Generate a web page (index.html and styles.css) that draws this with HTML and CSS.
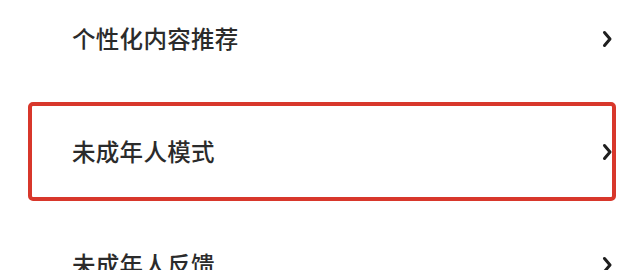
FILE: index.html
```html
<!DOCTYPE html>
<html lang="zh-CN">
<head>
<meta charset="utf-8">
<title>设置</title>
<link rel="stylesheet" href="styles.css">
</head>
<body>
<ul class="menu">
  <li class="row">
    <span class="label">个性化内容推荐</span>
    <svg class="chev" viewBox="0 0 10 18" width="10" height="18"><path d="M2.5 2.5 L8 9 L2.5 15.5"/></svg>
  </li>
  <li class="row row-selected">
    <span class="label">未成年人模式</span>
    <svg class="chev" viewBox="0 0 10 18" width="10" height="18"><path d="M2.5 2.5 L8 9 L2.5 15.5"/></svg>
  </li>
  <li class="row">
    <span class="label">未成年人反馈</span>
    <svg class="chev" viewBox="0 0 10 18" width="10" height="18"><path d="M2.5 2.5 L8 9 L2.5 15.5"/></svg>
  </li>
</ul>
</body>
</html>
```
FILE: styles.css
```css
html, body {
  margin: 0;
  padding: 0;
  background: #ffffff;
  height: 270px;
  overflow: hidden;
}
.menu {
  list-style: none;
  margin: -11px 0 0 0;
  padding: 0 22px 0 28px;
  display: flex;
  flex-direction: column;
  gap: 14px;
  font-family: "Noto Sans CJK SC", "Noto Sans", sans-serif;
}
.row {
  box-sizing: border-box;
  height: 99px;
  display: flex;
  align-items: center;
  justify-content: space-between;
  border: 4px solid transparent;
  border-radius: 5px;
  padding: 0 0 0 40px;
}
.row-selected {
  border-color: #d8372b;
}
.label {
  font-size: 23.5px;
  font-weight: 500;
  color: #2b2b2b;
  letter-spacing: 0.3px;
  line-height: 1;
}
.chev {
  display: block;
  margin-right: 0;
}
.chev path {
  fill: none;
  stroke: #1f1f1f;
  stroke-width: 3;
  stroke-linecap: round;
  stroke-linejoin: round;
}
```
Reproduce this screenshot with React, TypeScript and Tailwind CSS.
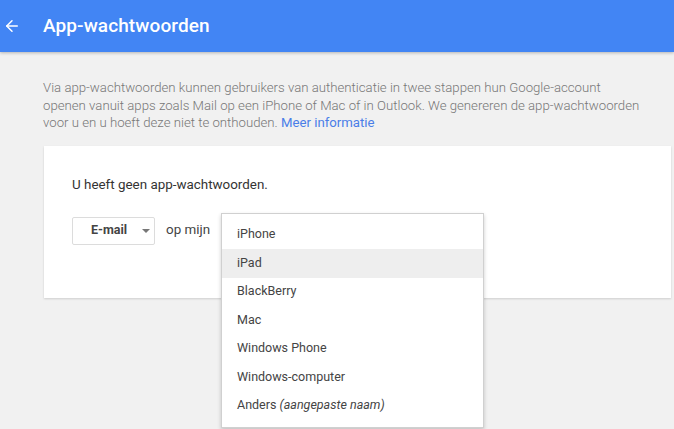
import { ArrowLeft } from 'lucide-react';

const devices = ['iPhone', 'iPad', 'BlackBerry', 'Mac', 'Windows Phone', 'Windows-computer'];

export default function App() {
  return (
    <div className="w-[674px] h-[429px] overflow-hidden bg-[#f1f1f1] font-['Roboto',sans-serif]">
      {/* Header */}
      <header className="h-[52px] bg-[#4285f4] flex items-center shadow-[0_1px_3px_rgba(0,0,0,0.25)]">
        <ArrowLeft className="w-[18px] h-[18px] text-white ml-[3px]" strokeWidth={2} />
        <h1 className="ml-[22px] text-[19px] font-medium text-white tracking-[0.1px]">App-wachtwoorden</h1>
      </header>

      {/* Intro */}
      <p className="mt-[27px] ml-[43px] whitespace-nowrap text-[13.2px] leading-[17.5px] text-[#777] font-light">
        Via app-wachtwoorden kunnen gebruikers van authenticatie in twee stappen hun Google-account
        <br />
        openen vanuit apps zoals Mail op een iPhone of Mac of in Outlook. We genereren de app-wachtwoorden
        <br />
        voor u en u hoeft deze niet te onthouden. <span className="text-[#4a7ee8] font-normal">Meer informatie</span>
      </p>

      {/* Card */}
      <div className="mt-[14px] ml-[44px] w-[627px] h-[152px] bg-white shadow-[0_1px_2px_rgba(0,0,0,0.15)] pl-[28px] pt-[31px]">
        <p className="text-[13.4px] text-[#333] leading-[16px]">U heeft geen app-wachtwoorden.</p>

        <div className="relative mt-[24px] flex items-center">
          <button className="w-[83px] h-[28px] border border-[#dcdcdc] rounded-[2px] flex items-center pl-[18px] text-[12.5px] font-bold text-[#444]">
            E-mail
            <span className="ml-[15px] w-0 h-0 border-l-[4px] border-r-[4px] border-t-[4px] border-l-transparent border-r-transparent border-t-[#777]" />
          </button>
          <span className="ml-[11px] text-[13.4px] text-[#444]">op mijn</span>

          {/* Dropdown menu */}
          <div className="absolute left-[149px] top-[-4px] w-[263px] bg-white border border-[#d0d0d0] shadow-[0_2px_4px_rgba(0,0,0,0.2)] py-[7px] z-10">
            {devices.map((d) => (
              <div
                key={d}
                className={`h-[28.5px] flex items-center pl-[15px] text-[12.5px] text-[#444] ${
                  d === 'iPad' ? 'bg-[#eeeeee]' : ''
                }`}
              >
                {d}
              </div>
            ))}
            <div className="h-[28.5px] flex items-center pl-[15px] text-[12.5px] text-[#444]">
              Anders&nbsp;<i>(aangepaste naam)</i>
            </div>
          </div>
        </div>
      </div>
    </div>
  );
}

= Aim =
From the material given, work out how many lines hold the string "styles"; state that number and nothing further.

= Output =
3